EXERCISE AIM:
Transcribe the material word for word, but without the images.

= = = =

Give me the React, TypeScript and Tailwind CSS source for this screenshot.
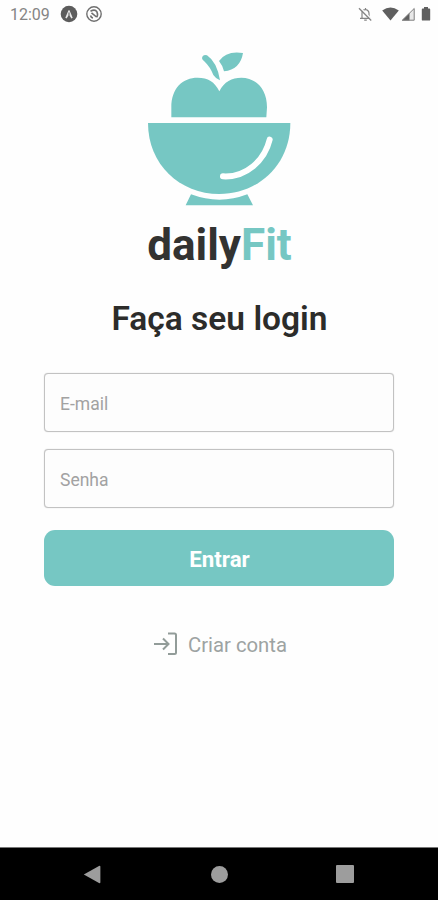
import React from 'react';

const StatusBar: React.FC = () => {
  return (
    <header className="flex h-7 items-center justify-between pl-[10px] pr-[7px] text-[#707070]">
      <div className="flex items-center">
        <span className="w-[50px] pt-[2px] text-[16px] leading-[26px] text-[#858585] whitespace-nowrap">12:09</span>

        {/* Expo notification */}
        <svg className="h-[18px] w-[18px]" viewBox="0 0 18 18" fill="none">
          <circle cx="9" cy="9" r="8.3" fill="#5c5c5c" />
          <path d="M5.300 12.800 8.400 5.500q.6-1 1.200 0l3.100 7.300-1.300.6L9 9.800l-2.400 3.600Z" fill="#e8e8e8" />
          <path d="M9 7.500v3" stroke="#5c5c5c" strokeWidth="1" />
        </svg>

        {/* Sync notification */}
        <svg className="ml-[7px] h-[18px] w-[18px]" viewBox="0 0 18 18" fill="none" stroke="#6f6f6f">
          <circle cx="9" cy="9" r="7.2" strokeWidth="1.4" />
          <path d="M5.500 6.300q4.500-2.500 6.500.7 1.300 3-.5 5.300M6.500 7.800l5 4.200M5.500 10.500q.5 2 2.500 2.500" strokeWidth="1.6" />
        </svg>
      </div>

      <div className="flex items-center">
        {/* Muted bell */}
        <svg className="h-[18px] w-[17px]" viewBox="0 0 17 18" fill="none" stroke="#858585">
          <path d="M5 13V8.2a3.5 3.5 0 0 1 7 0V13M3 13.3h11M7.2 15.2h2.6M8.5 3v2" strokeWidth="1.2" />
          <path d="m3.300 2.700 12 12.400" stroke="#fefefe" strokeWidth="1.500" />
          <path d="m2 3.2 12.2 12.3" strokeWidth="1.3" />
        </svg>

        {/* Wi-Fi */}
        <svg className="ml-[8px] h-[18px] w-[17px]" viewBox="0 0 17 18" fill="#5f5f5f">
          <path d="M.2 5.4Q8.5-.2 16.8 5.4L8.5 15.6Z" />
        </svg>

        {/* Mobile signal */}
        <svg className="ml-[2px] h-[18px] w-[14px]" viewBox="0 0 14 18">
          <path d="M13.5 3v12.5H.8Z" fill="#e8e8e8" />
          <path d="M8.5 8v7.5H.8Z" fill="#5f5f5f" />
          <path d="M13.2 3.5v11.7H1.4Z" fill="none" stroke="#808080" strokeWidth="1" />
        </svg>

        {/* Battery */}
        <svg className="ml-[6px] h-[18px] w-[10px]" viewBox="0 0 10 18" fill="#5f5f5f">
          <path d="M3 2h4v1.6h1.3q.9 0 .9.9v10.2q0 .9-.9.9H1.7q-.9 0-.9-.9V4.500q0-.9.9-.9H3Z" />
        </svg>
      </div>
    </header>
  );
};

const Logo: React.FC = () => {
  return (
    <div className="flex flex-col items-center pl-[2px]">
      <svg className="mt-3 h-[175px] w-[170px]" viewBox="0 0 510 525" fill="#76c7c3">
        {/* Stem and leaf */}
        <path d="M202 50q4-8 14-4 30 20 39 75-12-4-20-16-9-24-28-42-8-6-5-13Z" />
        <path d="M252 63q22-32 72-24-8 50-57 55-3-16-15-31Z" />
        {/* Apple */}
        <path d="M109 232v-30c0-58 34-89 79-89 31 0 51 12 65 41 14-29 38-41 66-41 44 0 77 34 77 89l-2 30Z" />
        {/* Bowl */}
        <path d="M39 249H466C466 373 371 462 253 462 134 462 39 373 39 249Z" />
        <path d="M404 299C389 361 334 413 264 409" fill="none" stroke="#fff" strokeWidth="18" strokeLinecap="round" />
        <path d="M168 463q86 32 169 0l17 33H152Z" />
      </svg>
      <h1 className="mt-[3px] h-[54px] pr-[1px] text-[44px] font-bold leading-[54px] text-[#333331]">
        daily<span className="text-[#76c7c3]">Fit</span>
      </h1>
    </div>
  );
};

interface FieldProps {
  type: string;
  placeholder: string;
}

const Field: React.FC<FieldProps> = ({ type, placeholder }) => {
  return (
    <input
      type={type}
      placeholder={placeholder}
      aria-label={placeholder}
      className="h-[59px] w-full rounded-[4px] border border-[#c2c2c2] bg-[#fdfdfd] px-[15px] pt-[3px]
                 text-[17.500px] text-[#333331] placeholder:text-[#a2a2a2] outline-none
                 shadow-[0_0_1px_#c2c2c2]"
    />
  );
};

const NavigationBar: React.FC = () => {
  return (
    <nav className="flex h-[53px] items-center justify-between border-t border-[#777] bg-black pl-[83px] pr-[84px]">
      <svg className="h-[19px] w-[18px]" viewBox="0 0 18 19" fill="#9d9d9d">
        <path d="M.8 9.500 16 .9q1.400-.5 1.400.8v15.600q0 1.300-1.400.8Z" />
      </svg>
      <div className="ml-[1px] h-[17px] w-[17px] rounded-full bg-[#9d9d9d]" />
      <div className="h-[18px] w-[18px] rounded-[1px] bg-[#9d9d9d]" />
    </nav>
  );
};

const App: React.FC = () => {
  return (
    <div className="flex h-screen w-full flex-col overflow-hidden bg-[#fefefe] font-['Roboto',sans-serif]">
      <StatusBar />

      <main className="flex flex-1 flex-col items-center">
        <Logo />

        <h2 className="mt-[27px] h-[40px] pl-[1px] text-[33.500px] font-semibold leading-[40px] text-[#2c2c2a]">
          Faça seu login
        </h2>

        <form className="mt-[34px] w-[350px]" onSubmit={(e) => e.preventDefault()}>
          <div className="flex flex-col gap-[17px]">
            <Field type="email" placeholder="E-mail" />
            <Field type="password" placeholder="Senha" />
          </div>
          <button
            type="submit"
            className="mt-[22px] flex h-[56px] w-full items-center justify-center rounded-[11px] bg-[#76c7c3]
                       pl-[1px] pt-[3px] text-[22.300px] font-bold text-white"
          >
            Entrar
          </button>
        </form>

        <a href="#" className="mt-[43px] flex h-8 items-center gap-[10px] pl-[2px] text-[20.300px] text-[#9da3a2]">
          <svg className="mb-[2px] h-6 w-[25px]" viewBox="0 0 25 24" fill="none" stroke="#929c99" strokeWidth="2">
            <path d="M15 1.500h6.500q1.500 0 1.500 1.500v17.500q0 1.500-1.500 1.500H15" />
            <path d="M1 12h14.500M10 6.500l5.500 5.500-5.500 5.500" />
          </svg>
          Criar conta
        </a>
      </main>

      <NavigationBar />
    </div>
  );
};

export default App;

= = = =

EXERCISE OUTPUT:
Give me the React, TypeScript and Tailwind CSS source for this screenshot.
import React from 'react';

const StatusBar: React.FC = () => {
  return (
    <header className="flex h-7 items-center justify-between pl-[10px] pr-[7px] text-[#707070]">
      <div className="flex items-center">
        <span className="w-[50px] pt-[2px] text-[16px] leading-[26px] text-[#858585] whitespace-nowrap">12:09</span>

        {/* Expo notification */}
        <svg className="h-[18px] w-[18px]" viewBox="0 0 18 18" fill="none">
          <circle cx="9" cy="9" r="8.3" fill="#5c5c5c" />
          <path d="M5.300 12.800 8.400 5.500q.6-1 1.200 0l3.100 7.300-1.300.6L9 9.800l-2.400 3.600Z" fill="#e8e8e8" />
          <path d="M9 7.500v3" stroke="#5c5c5c" strokeWidth="1" />
        </svg>

        {/* Sync notification */}
        <svg className="ml-[7px] h-[18px] w-[18px]" viewBox="0 0 18 18" fill="none" stroke="#6f6f6f">
          <circle cx="9" cy="9" r="7.2" strokeWidth="1.4" />
          <path d="M5.500 6.300q4.500-2.500 6.500.7 1.300 3-.5 5.300M6.500 7.800l5 4.200M5.500 10.500q.5 2 2.500 2.500" strokeWidth="1.6" />
        </svg>
      </div>

      <div className="flex items-center">
        {/* Muted bell */}
        <svg className="h-[18px] w-[17px]" viewBox="0 0 17 18" fill="none" stroke="#858585">
          <path d="M5 13V8.2a3.5 3.5 0 0 1 7 0V13M3 13.3h11M7.2 15.2h2.6M8.5 3v2" strokeWidth="1.2" />
          <path d="m3.300 2.700 12 12.400" stroke="#fefefe" strokeWidth="1.500" />
          <path d="m2 3.2 12.2 12.3" strokeWidth="1.3" />
        </svg>

        {/* Wi-Fi */}
        <svg className="ml-[8px] h-[18px] w-[17px]" viewBox="0 0 17 18" fill="#5f5f5f">
          <path d="M.2 5.4Q8.5-.2 16.8 5.4L8.5 15.6Z" />
        </svg>

        {/* Mobile signal */}
        <svg className="ml-[2px] h-[18px] w-[14px]" viewBox="0 0 14 18">
          <path d="M13.5 3v12.5H.8Z" fill="#e8e8e8" />
          <path d="M8.5 8v7.5H.8Z" fill="#5f5f5f" />
          <path d="M13.2 3.5v11.7H1.4Z" fill="none" stroke="#808080" strokeWidth="1" />
        </svg>

        {/* Battery */}
        <svg className="ml-[6px] h-[18px] w-[10px]" viewBox="0 0 10 18" fill="#5f5f5f">
          <path d="M3 2h4v1.6h1.3q.9 0 .9.9v10.2q0 .9-.9.9H1.7q-.9 0-.9-.9V4.500q0-.9.9-.9H3Z" />
        </svg>
      </div>
    </header>
  );
};

const Logo: React.FC = () => {
  return (
    <div className="flex flex-col items-center pl-[2px]">
      <svg className="mt-3 h-[175px] w-[170px]" viewBox="0 0 510 525" fill="#76c7c3">
        {/* Stem and leaf */}
        <path d="M202 50q4-8 14-4 30 20 39 75-12-4-20-16-9-24-28-42-8-6-5-13Z" />
        <path d="M252 63q22-32 72-24-8 50-57 55-3-16-15-31Z" />
        {/* Apple */}
        <path d="M109 232v-30c0-58 34-89 79-89 31 0 51 12 65 41 14-29 38-41 66-41 44 0 77 34 77 89l-2 30Z" />
        {/* Bowl */}
        <path d="M39 249H466C466 373 371 462 253 462 134 462 39 373 39 249Z" />
        <path d="M404 299C389 361 334 413 264 409" fill="none" stroke="#fff" strokeWidth="18" strokeLinecap="round" />
        <path d="M168 463q86 32 169 0l17 33H152Z" />
      </svg>
      <h1 className="mt-[3px] h-[54px] pr-[1px] text-[44px] font-bold leading-[54px] text-[#333331]">
        daily<span className="text-[#76c7c3]">Fit</span>
      </h1>
    </div>
  );
};

interface FieldProps {
  type: string;
  placeholder: string;
}

const Field: React.FC<FieldProps> = ({ type, placeholder }) => {
  return (
    <input
      type={type}
      placeholder={placeholder}
      aria-label={placeholder}
      className="h-[59px] w-full rounded-[4px] border border-[#c2c2c2] bg-[#fdfdfd] px-[15px] pt-[3px]
                 text-[17.500px] text-[#333331] placeholder:text-[#a2a2a2] outline-none
                 shadow-[0_0_1px_#c2c2c2]"
    />
  );
};

const NavigationBar: React.FC = () => {
  return (
    <nav className="flex h-[53px] items-center justify-between border-t border-[#777] bg-black pl-[83px] pr-[84px]">
      <svg className="h-[19px] w-[18px]" viewBox="0 0 18 19" fill="#9d9d9d">
        <path d="M.8 9.500 16 .9q1.400-.5 1.400.8v15.600q0 1.300-1.400.8Z" />
      </svg>
      <div className="ml-[1px] h-[17px] w-[17px] rounded-full bg-[#9d9d9d]" />
      <div className="h-[18px] w-[18px] rounded-[1px] bg-[#9d9d9d]" />
    </nav>
  );
};

const App: React.FC = () => {
  return (
    <div className="flex h-screen w-full flex-col overflow-hidden bg-[#fefefe] font-['Roboto',sans-serif]">
      <StatusBar />

      <main className="flex flex-1 flex-col items-center">
        <Logo />

        <h2 className="mt-[27px] h-[40px] pl-[1px] text-[33.500px] font-semibold leading-[40px] text-[#2c2c2a]">
          Faça seu login
        </h2>

        <form className="mt-[34px] w-[350px]" onSubmit={(e) => e.preventDefault()}>
          <div className="flex flex-col gap-[17px]">
            <Field type="email" placeholder="E-mail" />
            <Field type="password" placeholder="Senha" />
          </div>
          <button
            type="submit"
            className="mt-[22px] flex h-[56px] w-full items-center justify-center rounded-[11px] bg-[#76c7c3]
                       pl-[1px] pt-[3px] text-[22.300px] font-bold text-white"
          >
            Entrar
          </button>
        </form>

        <a href="#" className="mt-[43px] flex h-8 items-center gap-[10px] pl-[2px] text-[20.300px] text-[#9da3a2]">
          <svg className="mb-[2px] h-6 w-[25px]" viewBox="0 0 25 24" fill="none" stroke="#929c99" strokeWidth="2">
            <path d="M15 1.500h6.500q1.500 0 1.500 1.500v17.500q0 1.500-1.500 1.500H15" />
            <path d="M1 12h14.500M10 6.500l5.500 5.500-5.500 5.500" />
          </svg>
          Criar conta
        </a>
      </main>

      <NavigationBar />
    </div>
  );
};

export default App;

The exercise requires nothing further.